You are viewing a plain text version of this content. The canonical link for it is here.
Posted to reviews@spark.apache.org by "zhengruifeng (via GitHub)" <gi...@apache.org> on 2023/09/27 12:28:36 UTC

[GitHub] [spark] zhengruifeng commented on a diff in pull request #43145: [SPARK-45353][PYTHON][DOCS] Refine docstring of `create_map/slice/array_join`

zhengruifeng commented on code in PR #43145:
URL: https://github.com/apache/spark/pull/43145#discussion_r1338527370


##########
python/pyspark/sql/functions.py:
##########
@@ -12052,24 +12132,68 @@ def array_join(
     Parameters
     ----------
     col : :class:`~pyspark.sql.Column` or str
-        target column to work on.
+        The input column containing the arrays to be joined.
     delimiter : str
-        delimiter used to concatenate elements
+        The string to be used as the delimiter when joining the array elements.
     null_replacement : str, optional
-        if set then null values will be replaced by this value
+        The string to replace null values within the array. If not set, null values are ignored.
 
     Returns
     -------
     :class:`~pyspark.sql.Column`
-        a column of string type. Concatenated values.

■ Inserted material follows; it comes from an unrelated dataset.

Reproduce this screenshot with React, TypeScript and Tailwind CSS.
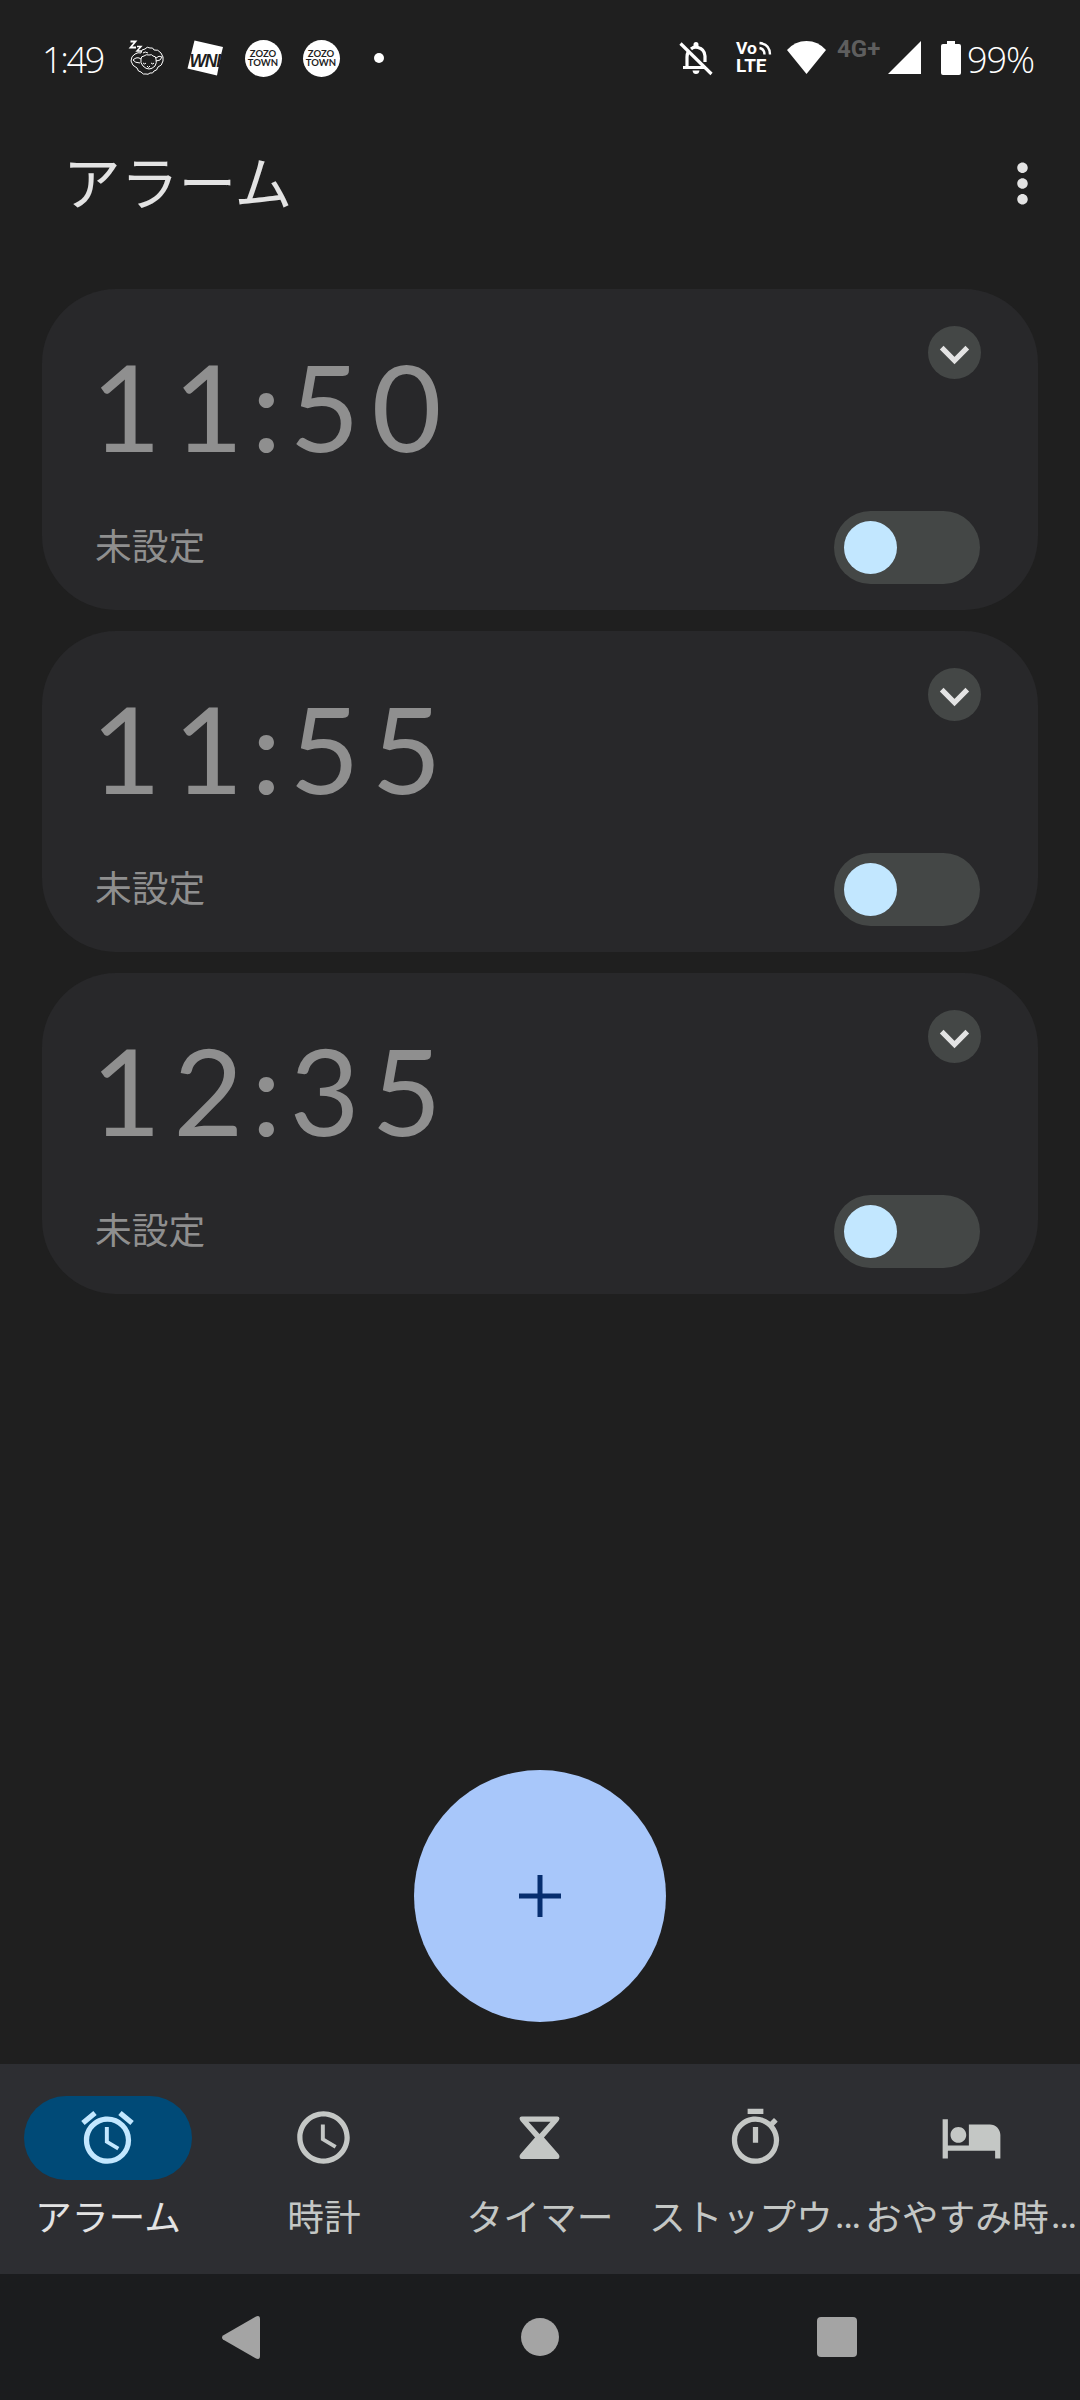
import React, { useState } from 'react';
import { MdAccessAlarm, MdAccessTime, MdMoreVert, MdOutlineTimer } from 'react-icons/md';

interface Alarm {
  id: number;
  hour: string;
  minute: string;
  label: string;
}

const alarms: Alarm[] = [
  { id: 1, hour: '11', minute: '50', label: '未設定' },
  { id: 2, hour: '11', minute: '55', label: '未設定' },
  { id: 3, hour: '12', minute: '35', label: '未設定' },
];

function SheepIcon() {
  return (
    <svg viewBox="0 0 38 38" className="w-[38px] h-[38px]" fill="none" stroke="white" strokeWidth="1">
      <path d="M2.500 2.500h5l-5 6h5.500" strokeWidth="1.800" />
      <path d="M9 7.500h4l-4 4.500h4.500" strokeWidth="1.500" />
      <path d="M13 14q0-4 4-4 2-3 5-1 3-1 4 2 4-1 7 3 3 4 2 8-1 5-5 6-1 4-4 4-1 3-4 2-2 2-4 1-3 1-5-2-3 0-4-4-5-2-6-7 0-5 4-7 3-2 6-1z" />
      <path d="M13 20q0-3 3-3 2-2 5-1 3-1 4 1 3 0 3 3 1 4-1 7-3 3-6 3t-6-3q-3-3-2-7z" />
      <path d="M13 20q-4-3-8 1 2 3 7 3M28 19q3-3 6-1-1 4-6 4M15 14q2-2 5 0" />
      <path d="M15 24q2 2 3 0M23 24q2 2 3 0M19 27l1.500 1.500L22 27" />
    </svg>
  );
}

function WeatherNewsIcon() {
  return (
    <svg viewBox="0 0 38 38" className="w-[38px] h-[38px]">
      <path d="M8.500 1.500 37 8 35.500 14 32.500 28.500 31 36.500 1.500 29.500z" fill="white" />
      <text
        x="3.500"
        y="27.500"
        fontFamily="Liberation Sans"
        fontWeight="700"
        fontStyle="italic"
        fontSize="17.500"
        letterSpacing="-1.200"
        fill="#1f1f1f"
      >
        WNI
      </text>
    </svg>
  );
}

function ZozoIcon() {
  return (
    <div className="flex size-[37px] mx-[0.5px] flex-col items-center justify-center rounded-full bg-white font-['Lato'] text-[9.5px] font-bold leading-[9.5px] text-[#1f1f1f]">
      <span>ZOZO</span>
      <span>TOWN</span>
    </div>
  );
}

function BellOffIcon() {
  return (
    <svg viewBox="0 0 38 38" className="ml-[1px] w-[38px] h-[38px]" fill="none" stroke="white" strokeWidth="3.200">
      <path d="M11.500 12q-1.500 3-1.500 6v10.500M6 28.500h23" />
      <path d="M14 10q3-2.500 7-1.500 6.500 1.500 7 8.500v6" />
      <path d="M3.500 4.500l31 30.500" />
      <path d="M16.500 7.500v-2q0-2.500 2.500-2.500t2.500 2.500v2zM15.500 31.500h7q-.5 3.500-3.500 3.500t-3.500-3.500z" fill="white" stroke="none" />
    </svg>
  );
}

function VolteIcon() {
  return (
    <svg viewBox="0 0 38 38" className="w-[38px] h-[38px]">
      <g fontFamily="Roboto" fontWeight="700" fill="white">
        <text x="1" y="14.500" fontSize="16.500" textLength="21" lengthAdjust="spacingAndGlyphs">Vo</text>
        <text x="1" y="33" fontSize="18.500" textLength="30.500" lengthAdjust="spacingAndGlyphs">LTE</text>
      </g>
      <path d="M24.500 9q5 1 5 6.500M24.500 4q10.500 1 10.500 11.500" fill="none" stroke="white" strokeWidth="2.400" />
    </svg>
  );
}

function StatusBar() {
  return (
    <div className="flex h-[116px] shrink-0 items-center text-white">
      <span className="w-[86px] ml-[42px] pt-[3px] font-['Open_Sans'] text-[36px] font-light leading-none tracking-[-2.3px]">
        1:49
      </span>
      <div className="flex items-center gap-5">
        <SheepIcon />
        <WeatherNewsIcon />
        <ZozoIcon />
        <ZozoIcon />
        <span className="mx-[14px] size-[10px] rounded-full bg-white" />
      </div>
      <div className="ml-auto mr-[46px] flex items-center">
        <BellOffIcon />
        <span className="w-[20px]" />
        <VolteIcon />
        <svg viewBox="0 0 39 34" className="ml-[14px] w-[39px] h-[34px]" fill="white">
          <path d="M0 9Q8 0 19.500 0T39 9L19.500 33z" />
        </svg>
        <span className="mb-[18px] ml-[11px] w-[51px] whitespace-nowrap font-['Roboto'] text-[24px] font-bold leading-none text-[#5e5e5e]">
          4G+
        </span>
        <svg viewBox="0 0 33 34" className="w-[33px] h-[34px]" fill="white">
          <path d="M33 0v33H0z" />
        </svg>
        <svg viewBox="0 0 20 34" className="ml-[20px] w-[20px] h-[34px]" fill="white">
          <path d="M6 0h8v3h4q2 0 2 2v27q0 2-2 2H2q-2 0-2-2V5q0-2 2-2h4z" />
        </svg>
        <span className="ml-[6px] w-[67px] whitespace-nowrap pt-[4px] font-['Open_Sans'] text-[36px] font-light leading-none tracking-[-1px]">
          99%
        </span>
      </div>
    </div>
  );
}

function Toggle() {
  const [on, setOn] = useState(false);
  return (
    <button
      role="switch"
      aria-checked={on}
      onClick={() => setOn(!on)}
      className={`flex h-[73px] w-[146px] items-center rounded-full bg-[#444746] px-[10px] ${on ? 'justify-end' : 'justify-start'}`}
    >
      <span className="size-[53px] rounded-full bg-[#c2e7ff]" />
    </button>
  );
}

function AlarmCard({ alarm }: { alarm: Alarm }) {
  return (
    <div className="flex h-[321px] justify-between rounded-[74px] bg-[#28282a] pl-[53px] pr-[58px] text-[#8f8f8f]">
      <div className="flex flex-col">
        <div className="mt-[57px] -ml-[4px] flex h-[120px] font-['Lato'] text-[121px] leading-[120px] tracking-[12px]">
          <span>{alarm.hour}</span>
          <span className="-ml-[12px] w-[46px] text-center tracking-normal">:</span>
          <span>{alarm.minute}</span>
        </div>
        <span className="mt-[51px] text-[36.75px] leading-[54px]">{alarm.label}</span>
      </div>
      <div className="flex flex-col items-end justify-between pt-[37px] pb-[26px]">
        <button className="-mr-px flex size-[53px] items-center justify-center rounded-full bg-[#444746]">
          <svg viewBox="0 0 53 53" className="size-[53px]" fill="none" stroke="#e3e3e3" strokeWidth="5.200">
            <path d="M13.700 21.700 26.500 34.500l12.800-12.800" />
          </svg>
        </button>
        <Toggle />
      </div>
    </div>
  );
}

function HourglassIcon() {
  return (
    <svg viewBox="0 0 24 24" className="size-[63px]" fill="currentColor">
      <path
        fillRule="evenodd"
        d="M5.200 4h13.600q.8 0 .8.700 0 .5-.4 1L13.700 12l5.500 6.300q.4.500.4 1 0 .9-.8.900H5.200q-.8 0-.8-.9 0-.5.400-1L10.300 12 4.800 5.700q-.4-.5-.4-1 0-.7.800-.7zM7.800 6 12 10.700 16.200 6z"
      />
    </svg>
  );
}

function BedIcon() {
  return (
    <svg viewBox="0 0 24 24" className="size-[63px]" fill="currentColor">
      <path d="M7 14c1.660 0 3-1.340 3-3S8.660 8 7 8s-3 1.340-3 3 1.340 3 3 3zm12-7h-8v8H3V5H1v15h2v-3h18v3h2v-9c0-2.210-1.790-4-4-4z" />
    </svg>
  );
}

const tabs = [
  { label: 'アラーム', icon: <MdAccessAlarm className="size-[63px]" /> },
  { label: '時計', icon: <MdAccessTime className="size-[63px]" /> },
  { label: 'タイマー', icon: <HourglassIcon /> },
  { label: 'ストップウ…', icon: <MdOutlineTimer className="size-[63px]" /> },
  { label: 'おやすみ時…', icon: <BedIcon /> },
];

function TabBar() {
  return (
    <nav className="grid h-[210px] shrink-0 grid-cols-5 bg-[#2d2e32]">
      {tabs.map((tab, i) => (
        <button
          key={tab.label}
          className={`flex min-w-0 flex-col items-center pt-[32px] ${i === 0 ? 'text-[#e3e3e3]' : 'text-[#c4c7c5]'}`}
        >
          <span
            className={`flex h-[84px] w-[168px] items-center justify-center rounded-full pr-[2px] pb-px ${i === 0 ? 'bg-[#004a77] text-[#c2e7ff]' : ''}`}
          >
            {tab.icon}
          </span>
          <span className="mt-[8px] flex h-[54px] whitespace-nowrap text-[36.75px] leading-[54px]">
            {tab.label.replace('…', '')}
            {tab.label.endsWith('…') && <span className="w-[30px] font-['Roboto'] text-[40px]">…</span>}
          </span>
        </button>
      ))}
    </nav>
  );
}

function SystemNav() {
  return (
    <div className="flex h-[126px] shrink-0 items-center justify-between bg-[#1b1c1e] pl-[222px] pr-[223px] text-[#a4a4a4]">
      <svg viewBox="0 0 38 43" className="w-[38px] h-[43px]" fill="currentColor">
        <path d="M34 .5q4-1.500 4 2.500v37q0 4-4 2.500L1 23.500q-2-2 0-4z" />
      </svg>
      <span className="ml-[3px] size-[38px] rounded-full bg-current" />
      <span className="size-[40px] rounded-[4px] bg-current" />
    </div>
  );
}

export default function App() {
  return (
    <div className="flex h-[2400px] w-[1080px] flex-col overflow-hidden bg-[#1f1f1f] font-['Noto_Sans_CJK_JP',sans-serif]">
      <StatusBar />
      <header className="flex h-[134px] shrink-0 items-center justify-between pl-[63px] pr-[26px] text-[#e3e3e3]">
        <h1 className="pb-[5px] text-[57.75px] leading-none">アラーム</h1>
        <MdMoreVert className="size-[63px]" />
      </header>
      <main className="flex flex-1 flex-col px-[42px] pt-[39px]">
        <div className="flex flex-col gap-[21px]">
          {alarms.map((alarm) => (
            <AlarmCard key={alarm.id} alarm={alarm} />
          ))}
        </div>
        <button className="mx-auto mt-auto mb-[42px] flex size-[252px] items-center justify-center rounded-full bg-[#a8c7fa] pr-px pb-px">
          <svg viewBox="0 0 42 42" className="size-[42px]" stroke="#062e6f" strokeWidth="5">
            <path d="M21 0v42M0 21h42" />
          </svg>
        </button>
      </main>
      <TabBar />
      <SystemNav />
    </div>
  );
}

+        A new column of string type, where each value is the result of joining the corresponding
+        array from the input column.
 
     Examples
     --------
-    >>> df = spark.createDataFrame([(["a", "b", "c"],), (["a", None],)], ['data'])

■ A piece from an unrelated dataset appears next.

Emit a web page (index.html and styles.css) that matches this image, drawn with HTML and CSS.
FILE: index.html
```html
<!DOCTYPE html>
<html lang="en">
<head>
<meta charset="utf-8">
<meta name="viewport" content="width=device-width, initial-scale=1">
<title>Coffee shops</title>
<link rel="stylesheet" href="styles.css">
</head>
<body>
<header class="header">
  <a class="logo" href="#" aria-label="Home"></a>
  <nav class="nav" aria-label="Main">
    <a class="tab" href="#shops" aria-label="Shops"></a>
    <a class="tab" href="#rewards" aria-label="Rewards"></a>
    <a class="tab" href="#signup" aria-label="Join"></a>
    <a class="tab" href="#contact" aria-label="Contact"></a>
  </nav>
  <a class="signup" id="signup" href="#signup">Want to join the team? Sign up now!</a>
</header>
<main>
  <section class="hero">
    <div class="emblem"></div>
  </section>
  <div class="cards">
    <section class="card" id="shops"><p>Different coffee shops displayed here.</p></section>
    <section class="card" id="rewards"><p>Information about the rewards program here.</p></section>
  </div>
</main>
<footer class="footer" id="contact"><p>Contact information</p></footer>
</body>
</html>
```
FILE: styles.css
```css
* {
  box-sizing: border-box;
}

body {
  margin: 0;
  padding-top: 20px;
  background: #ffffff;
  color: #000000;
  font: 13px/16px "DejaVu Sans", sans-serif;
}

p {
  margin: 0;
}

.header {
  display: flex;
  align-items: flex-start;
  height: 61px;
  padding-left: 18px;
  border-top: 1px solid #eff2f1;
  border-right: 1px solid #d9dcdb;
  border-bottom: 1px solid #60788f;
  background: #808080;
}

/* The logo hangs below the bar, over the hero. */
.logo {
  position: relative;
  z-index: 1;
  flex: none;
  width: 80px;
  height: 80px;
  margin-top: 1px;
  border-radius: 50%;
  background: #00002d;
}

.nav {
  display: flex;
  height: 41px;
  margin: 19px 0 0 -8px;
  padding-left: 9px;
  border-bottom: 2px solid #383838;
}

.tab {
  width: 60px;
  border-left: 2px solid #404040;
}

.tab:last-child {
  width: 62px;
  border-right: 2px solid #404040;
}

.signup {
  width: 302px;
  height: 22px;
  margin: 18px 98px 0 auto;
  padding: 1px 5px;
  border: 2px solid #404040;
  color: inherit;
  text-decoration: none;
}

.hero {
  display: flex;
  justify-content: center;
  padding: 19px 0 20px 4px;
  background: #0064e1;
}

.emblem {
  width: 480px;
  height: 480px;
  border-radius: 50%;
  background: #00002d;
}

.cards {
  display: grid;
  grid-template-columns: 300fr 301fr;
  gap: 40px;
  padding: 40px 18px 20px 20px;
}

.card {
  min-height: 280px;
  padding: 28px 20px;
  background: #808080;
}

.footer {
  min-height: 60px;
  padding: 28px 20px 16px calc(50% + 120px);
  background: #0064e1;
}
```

-    >>> df.select(array_join(df.data, ",").alias("joined")).collect()
-    [Row(joined='a,b,c'), Row(joined='a')]
-    >>> df.select(array_join(df.data, ",", "NULL").alias("joined")).collect()
-    [Row(joined='a,b,c'), Row(joined='a,NULL')]

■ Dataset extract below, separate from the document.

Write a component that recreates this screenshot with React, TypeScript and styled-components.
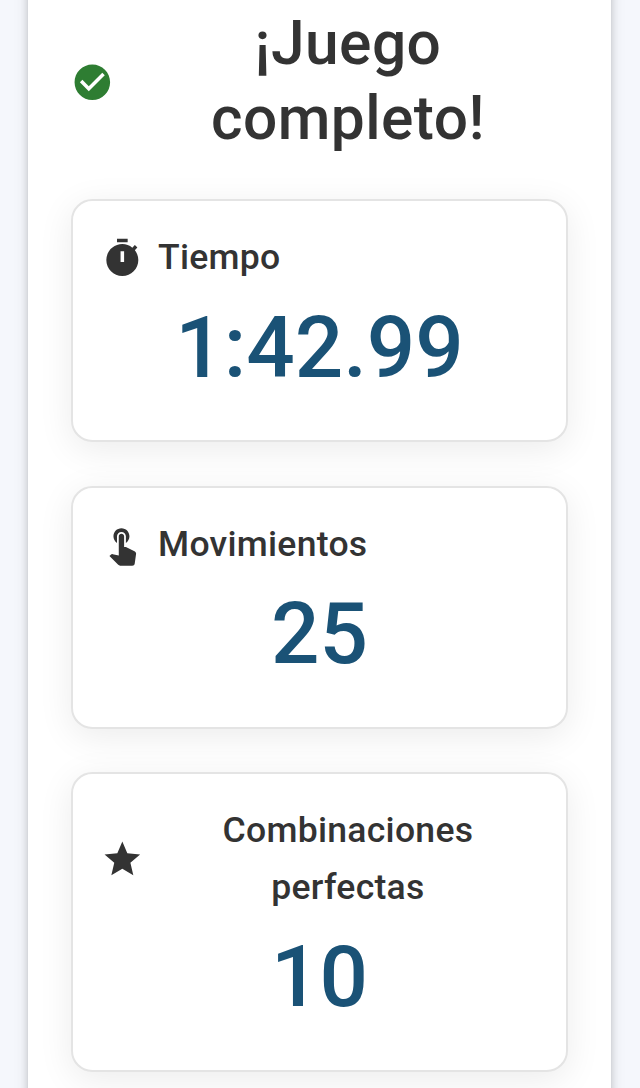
import React from "react";
import styled, { createGlobalStyle } from "styled-components";

const GlobalStyle = createGlobalStyle`
  * { box-sizing: border-box; }
  body {
    margin: 0;
    height: 1088px;
    overflow: hidden;
    background: #f5f7fc;
    font-family: Roboto, "Liberation Sans", sans-serif;
    color: #333;
  }
`;

const Page = styled.main`
  display: flow-root;
  height: 1088px;
  padding: 0 29px 0 28px;
  overflow: hidden;
`;

const Panel = styled.section`
  height: 1240px;
  margin-top: -43px;
  padding: 50.4px 43px 0;
  background: #fff;
  box-shadow: 0 5.3px 5.3px -3.6px rgba(0, 0, 0, 0.2),
    0 5.3px 7.1px 0 rgba(0, 0, 0, 0.14), 0 1.8px 14.2px 0 rgba(0, 0, 0, 0.12);
`;

const Header = styled.header`
  display: flex;
  align-items: center;
  gap: 14.2px;
  margin-bottom: 42.9px;
`;

const Title = styled.h1`
  flex: 1;
  margin: 0;
  font-size: 60.44px;
  font-weight: 500;
  line-height: 74.6px;
  letter-spacing: 0.00735em;
  text-align: center;
`;

const Icon = styled.svg<{ $color?: string }>`
  flex: none;
  width: 42.67px;
  height: 42.67px;
  fill: ${(p) => p.$color ?? "#333"};
`;

const Cards = styled.div`
  display: flex;
  flex-direction: column;
  gap: 43.7px;
`;

const Card = styled.article`
  padding: 28px 28.2px 41.8px;
  background: #fff;
  border: 2px solid #e4e4e4;
  border-radius: 21.33px;
  box-shadow: 0 7.1px 35.6px rgba(0, 0, 0, 0.08);
`;

const CardHead = styled.div`
  display: flex;
  align-items: center;
  gap: 14.2px;
  margin-bottom: 12.4px;
`;

const Label = styled.h2<{ $fill?: boolean }>`
  flex: ${(p) => (p.$fill ? 1 : "none")};
  margin: 0;
  font-size: 35.56px;
  font-weight: 500;
  line-height: 56.9px;
  letter-spacing: 0.0075em;
  text-align: center;
`;

const Value = styled.p`
  margin: 0;
  font-size: 85.33px;
  font-weight: 500;
  line-height: 99.6px;
  text-align: center;
  color: #1a5276;
`;

const CHECK =
  "M12 2C6.48 2 2 6.48 2 12s4.48 10 10 10 10-4.48 10-10S17.52 2 12 2zm-2 15-5-5 1.41-1.41L10 14.17l7.59-7.59L19 8l-9 9z";

const stats = [
  {
    label: "Tiempo",
    value: "1:42.99",
    icon: "M9 1h6v2H9zm10.03 6.39 1.42-1.42c-.43-.51-.9-.99-1.41-1.41l-1.42 1.42C16.07 4.74 14.12 4 12 4c-4.97 0-9 4.03-9 9s4.02 9 9 9 9-4.03 9-9c0-2.12-.74-4.07-1.97-5.61zM13 14h-2V8h2v6z",
  },
  {
    label: "Movimientos",
    value: "25",
    icon: "M9 11.24V7.5C9 6.12 10.12 5 11.5 5S14 6.12 14 7.5v3.74c1.21-.81 2-2.18 2-3.74C16 5.01 13.99 3 11.5 3S7 5.01 7 7.5c0 1.56.79 2.93 2 3.74zm9.84 4.63-4.54-2.26c-.17-.07-.35-.11-.54-.11H13v-6c0-.83-.67-1.5-1.5-1.5S10 6.67 10 7.5v10.74l-3.43-.72c-.08-.01-.15-.03-.24-.03-.31 0-.59.13-.79.33l-.79.8 4.94 4.94c.27.27.65.44 1.06.44h6.79c.75 0 1.33-.55 1.44-1.28l.75-5.27c.01-.07.02-.14.02-.2 0-.62-.38-1.16-.91-1.38z",
  },
  {
    label: "Combinaciones perfectas",
    value: "10",
    fill: true,
    icon: "M12 17.27 18.18 21l-1.64-7.03L22 9.24l-7.19-.61L12 2 9.19 8.63 2 9.24l5.46 4.73L5.82 21z",
  },
];

export default function App() {
  return (
    <>
      <GlobalStyle />
      <Page>
        <Panel>
          <Header>
            <Icon viewBox="0 0 24 24" $color="#2e7d32">
              <path d={CHECK} />
            </Icon>
            <Title>¡Juego completo!</Title>
          </Header>
          <Cards>
            {stats.map((s) => (
              <Card key={s.label}>
                <CardHead>
                  <Icon viewBox="0 0 24 24">
                    <path d={s.icon} />
                  </Icon>
                  <Label $fill={s.fill}>{s.label}</Label>
                </CardHead>
                <Value>{s.value}</Value>
              </Card>
            ))}
          </Cards>
        </Panel>
      </Page>
    </>
  );
}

+    Example 1: Basic usage of array_join function.
+
+    >>> from pyspark.sql import functions as sf
+    >>> df = spark.createDataFrame([(["a", "b", "c"],), (["a", "b"],)], ['data'])
+    >>> df.select(sf.array_join(df.data, ",").alias("joined")).show()
+    +------+
+    |joined|
+    +------+
+    | a,b,c|
+    |   a,b|
+    +------+
+
+    Example 2: Usage of array_join function with null_replacement argument.
+
+    >>> from pyspark.sql import functions as sf
+    >>> df = spark.createDataFrame([(["a", None, "c"],)], ['data'])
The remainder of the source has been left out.